Data segment –
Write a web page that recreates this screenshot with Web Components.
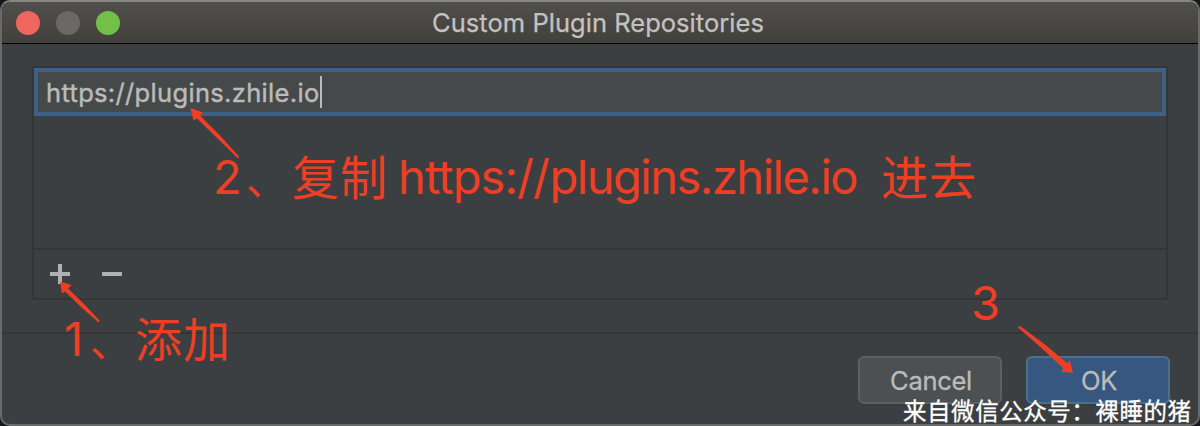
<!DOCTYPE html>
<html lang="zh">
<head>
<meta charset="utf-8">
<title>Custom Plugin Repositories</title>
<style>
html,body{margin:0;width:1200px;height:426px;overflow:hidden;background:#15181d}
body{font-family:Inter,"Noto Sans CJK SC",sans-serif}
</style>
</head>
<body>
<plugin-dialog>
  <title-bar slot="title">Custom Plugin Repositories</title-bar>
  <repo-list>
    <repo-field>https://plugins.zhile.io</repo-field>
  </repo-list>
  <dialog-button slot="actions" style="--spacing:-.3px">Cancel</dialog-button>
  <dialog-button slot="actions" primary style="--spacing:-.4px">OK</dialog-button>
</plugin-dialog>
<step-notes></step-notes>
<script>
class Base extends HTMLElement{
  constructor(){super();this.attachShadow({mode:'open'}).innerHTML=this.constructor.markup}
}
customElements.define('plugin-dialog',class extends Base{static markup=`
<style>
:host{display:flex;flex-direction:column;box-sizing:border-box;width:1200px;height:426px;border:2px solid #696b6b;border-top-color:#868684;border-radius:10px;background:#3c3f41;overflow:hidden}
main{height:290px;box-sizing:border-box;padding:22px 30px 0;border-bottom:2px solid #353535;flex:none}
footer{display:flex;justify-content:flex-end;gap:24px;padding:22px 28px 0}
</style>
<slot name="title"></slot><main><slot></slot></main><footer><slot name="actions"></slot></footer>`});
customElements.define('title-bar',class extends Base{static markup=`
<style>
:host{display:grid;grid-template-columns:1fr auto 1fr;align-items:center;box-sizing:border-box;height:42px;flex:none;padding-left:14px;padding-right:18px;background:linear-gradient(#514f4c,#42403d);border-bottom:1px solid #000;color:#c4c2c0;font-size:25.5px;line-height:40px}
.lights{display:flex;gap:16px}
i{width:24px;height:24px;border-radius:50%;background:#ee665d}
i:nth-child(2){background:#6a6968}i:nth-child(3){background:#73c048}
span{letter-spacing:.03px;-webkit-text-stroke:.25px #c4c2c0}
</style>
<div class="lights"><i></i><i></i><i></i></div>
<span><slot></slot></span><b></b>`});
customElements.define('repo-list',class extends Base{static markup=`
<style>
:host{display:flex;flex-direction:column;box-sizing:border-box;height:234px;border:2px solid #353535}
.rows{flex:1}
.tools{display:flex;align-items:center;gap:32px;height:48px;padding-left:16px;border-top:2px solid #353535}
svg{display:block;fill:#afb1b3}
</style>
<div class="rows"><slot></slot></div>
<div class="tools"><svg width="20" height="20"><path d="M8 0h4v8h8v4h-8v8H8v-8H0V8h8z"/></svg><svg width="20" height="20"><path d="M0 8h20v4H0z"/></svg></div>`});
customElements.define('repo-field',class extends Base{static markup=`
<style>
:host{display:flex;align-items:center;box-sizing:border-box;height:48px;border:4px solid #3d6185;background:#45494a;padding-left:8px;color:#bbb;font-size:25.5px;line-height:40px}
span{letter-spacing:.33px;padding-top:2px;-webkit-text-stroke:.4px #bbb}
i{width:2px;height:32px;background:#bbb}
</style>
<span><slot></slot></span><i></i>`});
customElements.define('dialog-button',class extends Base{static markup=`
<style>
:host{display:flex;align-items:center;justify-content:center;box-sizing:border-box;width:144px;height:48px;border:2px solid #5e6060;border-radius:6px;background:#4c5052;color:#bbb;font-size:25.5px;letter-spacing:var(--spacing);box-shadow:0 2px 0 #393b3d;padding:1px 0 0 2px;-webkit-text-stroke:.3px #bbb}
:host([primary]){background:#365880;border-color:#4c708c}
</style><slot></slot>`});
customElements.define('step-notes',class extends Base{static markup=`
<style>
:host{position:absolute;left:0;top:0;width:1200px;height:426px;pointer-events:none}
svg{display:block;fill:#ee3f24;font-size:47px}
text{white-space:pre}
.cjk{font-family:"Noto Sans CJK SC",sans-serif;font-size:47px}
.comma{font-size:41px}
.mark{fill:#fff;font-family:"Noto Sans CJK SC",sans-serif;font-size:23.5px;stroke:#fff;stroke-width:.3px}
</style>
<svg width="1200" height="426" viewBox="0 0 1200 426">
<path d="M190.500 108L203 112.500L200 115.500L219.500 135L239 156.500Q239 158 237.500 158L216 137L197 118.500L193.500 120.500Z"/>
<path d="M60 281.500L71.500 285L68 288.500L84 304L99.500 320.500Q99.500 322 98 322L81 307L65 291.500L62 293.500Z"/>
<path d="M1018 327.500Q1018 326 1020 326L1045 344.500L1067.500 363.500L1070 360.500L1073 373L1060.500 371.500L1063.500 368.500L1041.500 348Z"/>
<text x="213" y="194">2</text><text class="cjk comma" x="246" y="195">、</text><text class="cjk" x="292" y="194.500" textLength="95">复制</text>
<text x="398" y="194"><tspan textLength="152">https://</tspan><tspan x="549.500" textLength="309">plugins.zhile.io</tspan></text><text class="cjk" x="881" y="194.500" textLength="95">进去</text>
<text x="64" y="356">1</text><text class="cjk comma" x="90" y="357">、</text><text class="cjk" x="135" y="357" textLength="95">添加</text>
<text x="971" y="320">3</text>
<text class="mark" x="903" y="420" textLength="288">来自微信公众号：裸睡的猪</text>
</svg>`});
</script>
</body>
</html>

Exercise objective – Reproduce all of the material above word for word. Omit the pictures.

Exercise result –
Write a web page that recreates this screenshot with Web Components.
<!DOCTYPE html>
<html lang="zh">
<head>
<meta charset="utf-8">
<title>Custom Plugin Repositories</title>
<style>
html,body{margin:0;width:1200px;height:426px;overflow:hidden;background:#15181d}
body{font-family:Inter,"Noto Sans CJK SC",sans-serif}
</style>
</head>
<body>
<plugin-dialog>
  <title-bar slot="title">Custom Plugin Repositories</title-bar>
  <repo-list>
    <repo-field>https://plugins.zhile.io</repo-field>
  </repo-list>
  <dialog-button slot="actions" style="--spacing:-.3px">Cancel</dialog-button>
  <dialog-button slot="actions" primary style="--spacing:-.4px">OK</dialog-button>
</plugin-dialog>
<step-notes></step-notes>
<script>
class Base extends HTMLElement{
  constructor(){super();this.attachShadow({mode:'open'}).innerHTML=this.constructor.markup}
}
customElements.define('plugin-dialog',class extends Base{static markup=`
<style>
:host{display:flex;flex-direction:column;box-sizing:border-box;width:1200px;height:426px;border:2px solid #696b6b;border-top-color:#868684;border-radius:10px;background:#3c3f41;overflow:hidden}
main{height:290px;box-sizing:border-box;padding:22px 30px 0;border-bottom:2px solid #353535;flex:none}
footer{display:flex;justify-content:flex-end;gap:24px;padding:22px 28px 0}
</style>
<slot name="title"></slot><main><slot></slot></main><footer><slot name="actions"></slot></footer>`});
customElements.define('title-bar',class extends Base{static markup=`
<style>
:host{display:grid;grid-template-columns:1fr auto 1fr;align-items:center;box-sizing:border-box;height:42px;flex:none;padding-left:14px;padding-right:18px;background:linear-gradient(#514f4c,#42403d);border-bottom:1px solid #000;color:#c4c2c0;font-size:25.5px;line-height:40px}
.lights{display:flex;gap:16px}
i{width:24px;height:24px;border-radius:50%;background:#ee665d}
i:nth-child(2){background:#6a6968}i:nth-child(3){background:#73c048}
span{letter-spacing:.03px;-webkit-text-stroke:.25px #c4c2c0}
</style>
<div class="lights"><i></i><i></i><i></i></div>
<span><slot></slot></span><b></b>`});
customElements.define('repo-list',class extends Base{static markup=`
<style>
:host{display:flex;flex-direction:column;box-sizing:border-box;height:234px;border:2px solid #353535}
.rows{flex:1}
.tools{display:flex;align-items:center;gap:32px;height:48px;padding-left:16px;border-top:2px solid #353535}
svg{display:block;fill:#afb1b3}
</style>
<div class="rows"><slot></slot></div>
<div class="tools"><svg width="20" height="20"><path d="M8 0h4v8h8v4h-8v8H8v-8H0V8h8z"/></svg><svg width="20" height="20"><path d="M0 8h20v4H0z"/></svg></div>`});
customElements.define('repo-field',class extends Base{static markup=`
<style>
:host{display:flex;align-items:center;box-sizing:border-box;height:48px;border:4px solid #3d6185;background:#45494a;padding-left:8px;color:#bbb;font-size:25.5px;line-height:40px}
span{letter-spacing:.33px;padding-top:2px;-webkit-text-stroke:.4px #bbb}
i{width:2px;height:32px;background:#bbb}
</style>
<span><slot></slot></span><i></i>`});
customElements.define('dialog-button',class extends Base{static markup=`
<style>
:host{display:flex;align-items:center;justify-content:center;box-sizing:border-box;width:144px;height:48px;border:2px solid #5e6060;border-radius:6px;background:#4c5052;color:#bbb;font-size:25.5px;letter-spacing:var(--spacing);box-shadow:0 2px 0 #393b3d;padding:1px 0 0 2px;-webkit-text-stroke:.3px #bbb}
:host([primary]){background:#365880;border-color:#4c708c}
</style><slot></slot>`});
customElements.define('step-notes',class extends Base{static markup=`
<style>
:host{position:absolute;left:0;top:0;width:1200px;height:426px;pointer-events:none}
svg{display:block;fill:#ee3f24;font-size:47px}
text{white-space:pre}
.cjk{font-family:"Noto Sans CJK SC",sans-serif;font-size:47px}
.comma{font-size:41px}
.mark{fill:#fff;font-family:"Noto Sans CJK SC",sans-serif;font-size:23.5px;stroke:#fff;stroke-width:.3px}
</style>
<svg width="1200" height="426" viewBox="0 0 1200 426">
<path d="M190.500 108L203 112.500L200 115.500L219.500 135L239 156.500Q239 158 237.500 158L216 137L197 118.500L193.500 120.500Z"/>
<path d="M60 281.500L71.500 285L68 288.500L84 304L99.500 320.500Q99.500 322 98 322L81 307L65 291.500L62 293.500Z"/>
<path d="M1018 327.500Q1018 326 1020 326L1045 344.500L1067.500 363.500L1070 360.500L1073 373L1060.500 371.500L1063.500 368.500L1041.500 348Z"/>
<text x="213" y="194">2</text><text class="cjk comma" x="246" y="195">、</text><text class="cjk" x="292" y="194.500" textLength="95">复制</text>
<text x="398" y="194"><tspan textLength="152">https://</tspan><tspan x="549.500" textLength="309">plugins.zhile.io</tspan></text><text class="cjk" x="881" y="194.500" textLength="95">进去</text>
<text x="64" y="356">1</text><text class="cjk comma" x="90" y="357">、</text><text class="cjk" x="135" y="357" textLength="95">添加</text>
<text x="971" y="320">3</text>
<text class="mark" x="903" y="420" textLength="288">来自微信公众号：裸睡的猪</text>
</svg>`});
</script>
</body>
</html>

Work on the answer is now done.